→ **What the exercise asks**:
Reproduce the listing exactly, with no pictures in your copy.
========================================
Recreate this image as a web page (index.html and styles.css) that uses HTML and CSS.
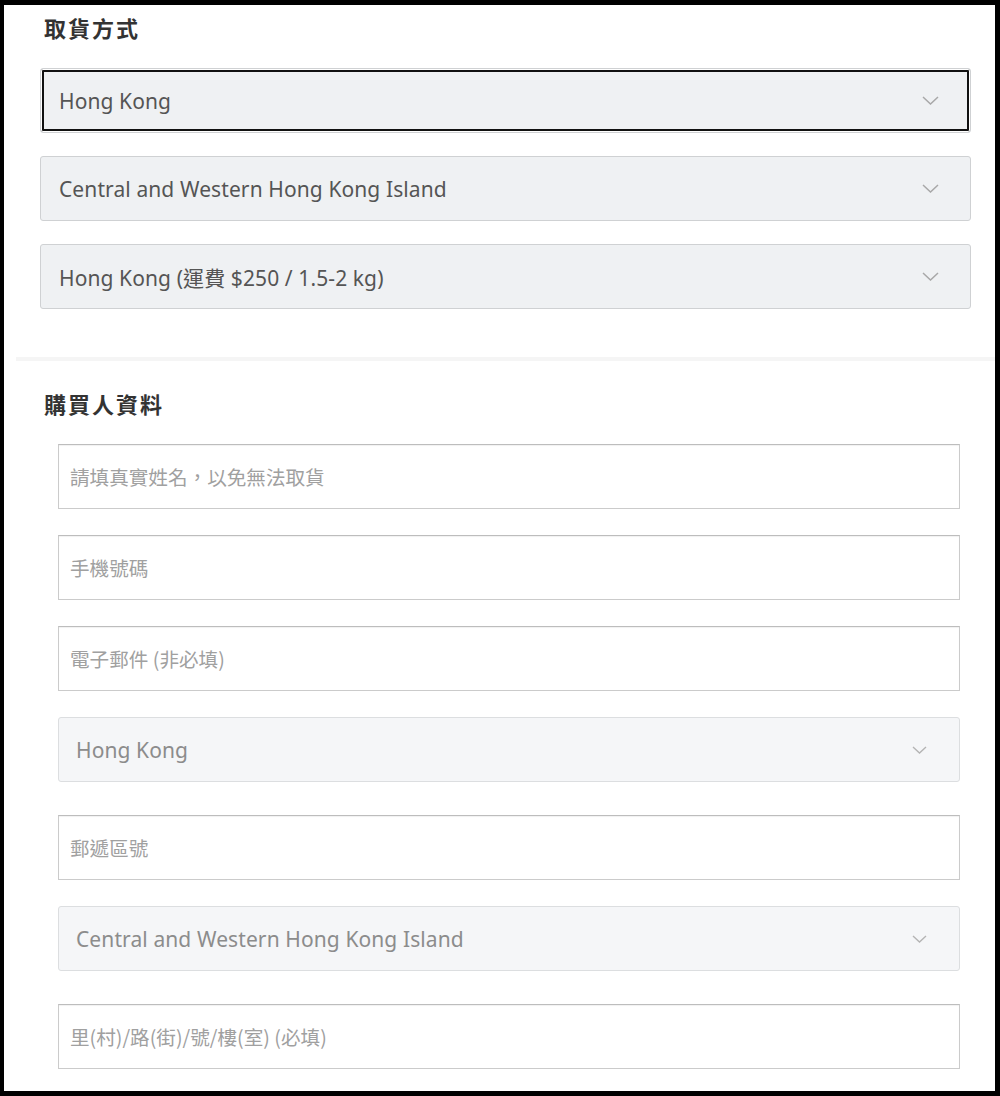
FILE: index.html
```html
<!DOCTYPE html>
<html lang="zh-Hant">
<head>
<meta charset="utf-8">
<title>取貨方式</title>
<link rel="stylesheet" href="styles.css">
</head>
<body>
<div class="frame">
  <section class="pickup">
    <h2 class="title">取貨方式</h2>
    <div class="select select-main is-focused">
      <span class="select-text">Hong Kong</span>
      <svg class="chev" width="17" height="9" viewBox="0 0 17 9"><polyline points="1,1 8.5,8 16,1" fill="none" stroke="#a8a8a8" stroke-width="1.5"/></svg>
    </div>
    <div class="select select-main">
      <span class="select-text">Central and Western Hong Kong Island</span>
      <svg class="chev" width="17" height="9" viewBox="0 0 17 9"><polyline points="1,1 8.5,8 16,1" fill="none" stroke="#a8a8a8" stroke-width="1.5"/></svg>
    </div>
    <div class="select select-main">
      <span class="select-text">Hong Kong (運費 $250 / 1.5-2 kg)</span>
      <svg class="chev" width="17" height="9" viewBox="0 0 17 9"><polyline points="1,1 8.5,8 16,1" fill="none" stroke="#a8a8a8" stroke-width="1.5"/></svg>
    </div>
  </section>
  <div class="divider"></div>
  <section class="buyer">
    <h2 class="title">購買人資料</h2>
    <div class="field"><span class="ph">請填真實姓名，以免無法取貨</span></div>
    <div class="field"><span class="ph">手機號碼</span></div>
    <div class="field"><span class="ph">電子郵件 (非必填)</span></div>
    <div class="select select-sub">
      <span class="select-text">Hong Kong</span>
      <svg class="chev" width="15" height="8" viewBox="0 0 15 8"><polyline points="1,1 7.5,7 14,1" fill="none" stroke="#b4b4b4" stroke-width="1.4"/></svg>
    </div>
    <div class="field"><span class="ph">郵遞區號</span></div>
    <div class="select select-sub">
      <span class="select-text">Central and Western Hong Kong Island</span>
      <svg class="chev" width="15" height="8" viewBox="0 0 15 8"><polyline points="1,1 7.5,7 14,1" fill="none" stroke="#b4b4b4" stroke-width="1.4"/></svg>
    </div>
    <div class="field"><span class="ph">里(村)/路(街)/號/樓(室) (必填)</span></div>
  </section>
</div>
</body>
</html>
```

FILE: styles.css
```css
html {
  background: #000;
}
body {
  margin: 0;
  padding: 5px 5px 5px 4px;
  font-family: "Noto Sans", "Noto Sans CJK TC", sans-serif;
}
.frame {
  background: #fff;
  height: 1086px;
  overflow: hidden;
}
.title {
  margin: 0;
  font-family: "Noto Sans CJK TC", sans-serif;
  font-size: 22px;
  font-weight: 700;
  letter-spacing: 2px;
  line-height: 30px;
  color: #333;
}
.pickup {
  padding: 7px 24px 48px 36px;
}
.pickup .title {
  margin: 0 0 26px 4px;
}
.select {
  box-sizing: border-box;
  height: 65px;
  display: flex;
  align-items: center;
  justify-content: space-between;
  border-radius: 3px;
}
.select-main {
  background: #eff1f3;
  border: 1px solid #cfd1d3;
  padding: 0 31px 0 18px;
  margin-bottom: 23px;
}
.select-main:last-child {
  margin-bottom: 0;
}
.select-text {
  font-size: 21px;
  letter-spacing: 0.1px;
}
.select-main .select-text {
  color: #555;
}
.is-focused {
  box-shadow: inset 0 0 0 1px #fff, inset 0 0 0 3px #111;
}
.divider {
  height: 4px;
  margin-left: 12px;
  background: #f5f5f5;
}
.buyer {
  padding: 27px 35px 0 54px;
}
.buyer .title {
  margin: 0 0 26px -14px;
}
.field {
  box-sizing: border-box;
  height: 65px;
  border: 1px solid #cbcbcb;
  border-top-color: #bdbdbd;
  box-shadow: inset 0 1px 1px rgba(0,0,0,0.06);
  background: #fff;
  display: flex;
  align-items: center;
  padding-left: 11px;
  margin-bottom: 26px;
}
.ph {
  font-family: "Noto Sans CJK TC", sans-serif;
  font-size: 19.6px;
  color: #a0a0a0;
}
.select-sub {
  background: #f5f6f8;
  border: 1px solid #dcdee0;
  padding: 0 32px 0 17px;
  margin-bottom: 33px;
}
.select-sub .select-text {
  color: #8c8c8c;
}
```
========================================
→ **Written reply**:
Recreate this image as a web page (index.html and styles.css) that uses HTML and CSS.
FILE: index.html
```html
<!DOCTYPE html>
<html lang="zh-Hant">
<head>
<meta charset="utf-8">
<title>取貨方式</title>
<link rel="stylesheet" href="styles.css">
</head>
<body>
<div class="frame">
  <section class="pickup">
    <h2 class="title">取貨方式</h2>
    <div class="select select-main is-focused">
      <span class="select-text">Hong Kong</span>
      <svg class="chev" width="17" height="9" viewBox="0 0 17 9"><polyline points="1,1 8.5,8 16,1" fill="none" stroke="#a8a8a8" stroke-width="1.5"/></svg>
    </div>
    <div class="select select-main">
      <span class="select-text">Central and Western Hong Kong Island</span>
      <svg class="chev" width="17" height="9" viewBox="0 0 17 9"><polyline points="1,1 8.5,8 16,1" fill="none" stroke="#a8a8a8" stroke-width="1.5"/></svg>
    </div>
    <div class="select select-main">
      <span class="select-text">Hong Kong (運費 $250 / 1.5-2 kg)</span>
      <svg class="chev" width="17" height="9" viewBox="0 0 17 9"><polyline points="1,1 8.5,8 16,1" fill="none" stroke="#a8a8a8" stroke-width="1.5"/></svg>
    </div>
  </section>
  <div class="divider"></div>
  <section class="buyer">
    <h2 class="title">購買人資料</h2>
    <div class="field"><span class="ph">請填真實姓名，以免無法取貨</span></div>
    <div class="field"><span class="ph">手機號碼</span></div>
    <div class="field"><span class="ph">電子郵件 (非必填)</span></div>
    <div class="select select-sub">
      <span class="select-text">Hong Kong</span>
      <svg class="chev" width="15" height="8" viewBox="0 0 15 8"><polyline points="1,1 7.5,7 14,1" fill="none" stroke="#b4b4b4" stroke-width="1.4"/></svg>
    </div>
    <div class="field"><span class="ph">郵遞區號</span></div>
    <div class="select select-sub">
      <span class="select-text">Central and Western Hong Kong Island</span>
      <svg class="chev" width="15" height="8" viewBox="0 0 15 8"><polyline points="1,1 7.5,7 14,1" fill="none" stroke="#b4b4b4" stroke-width="1.4"/></svg>
    </div>
    <div class="field"><span class="ph">里(村)/路(街)/號/樓(室) (必填)</span></div>
  </section>
</div>
</body>
</html>
```

FILE: styles.css
```css
html {
  background: #000;
}
body {
  margin: 0;
  padding: 5px 5px 5px 4px;
  font-family: "Noto Sans", "Noto Sans CJK TC", sans-serif;
}
.frame {
  background: #fff;
  height: 1086px;
  overflow: hidden;
}
.title {
  margin: 0;
  font-family: "Noto Sans CJK TC", sans-serif;
  font-size: 22px;
  font-weight: 700;
  letter-spacing: 2px;
  line-height: 30px;
  color: #333;
}
.pickup {
  padding: 7px 24px 48px 36px;
}
.pickup .title {
  margin: 0 0 26px 4px;
}
.select {
  box-sizing: border-box;
  height: 65px;
  display: flex;
  align-items: center;
  justify-content: space-between;
  border-radius: 3px;
}
.select-main {
  background: #eff1f3;
  border: 1px solid #cfd1d3;
  padding: 0 31px 0 18px;
  margin-bottom: 23px;
}
.select-main:last-child {
  margin-bottom: 0;
}
.select-text {
  font-size: 21px;
  letter-spacing: 0.1px;
}
.select-main .select-text {
  color: #555;
}
.is-focused {
  box-shadow: inset 0 0 0 1px #fff, inset 0 0 0 3px #111;
}
.divider {
  height: 4px;
  margin-left: 12px;
  background: #f5f5f5;
}
.buyer {
  padding: 27px 35px 0 54px;
}
.buyer .title {
  margin: 0 0 26px -14px;
}
.field {
  box-sizing: border-box;
  height: 65px;
  border: 1px solid #cbcbcb;
  border-top-color: #bdbdbd;
  box-shadow: inset 0 1px 1px rgba(0,0,0,0.06);
  background: #fff;
  display: flex;
  align-items: center;
  padding-left: 11px;
  margin-bottom: 26px;
}
.ph {
  font-family: "Noto Sans CJK TC", sans-serif;
  font-size: 19.6px;
  color: #a0a0a0;
}
.select-sub {
  background: #f5f6f8;
  border: 1px solid #dcdee0;
  padding: 0 32px 0 17px;
  margin-bottom: 33px;
}
.select-sub .select-text {
  color: #8c8c8c;
}
```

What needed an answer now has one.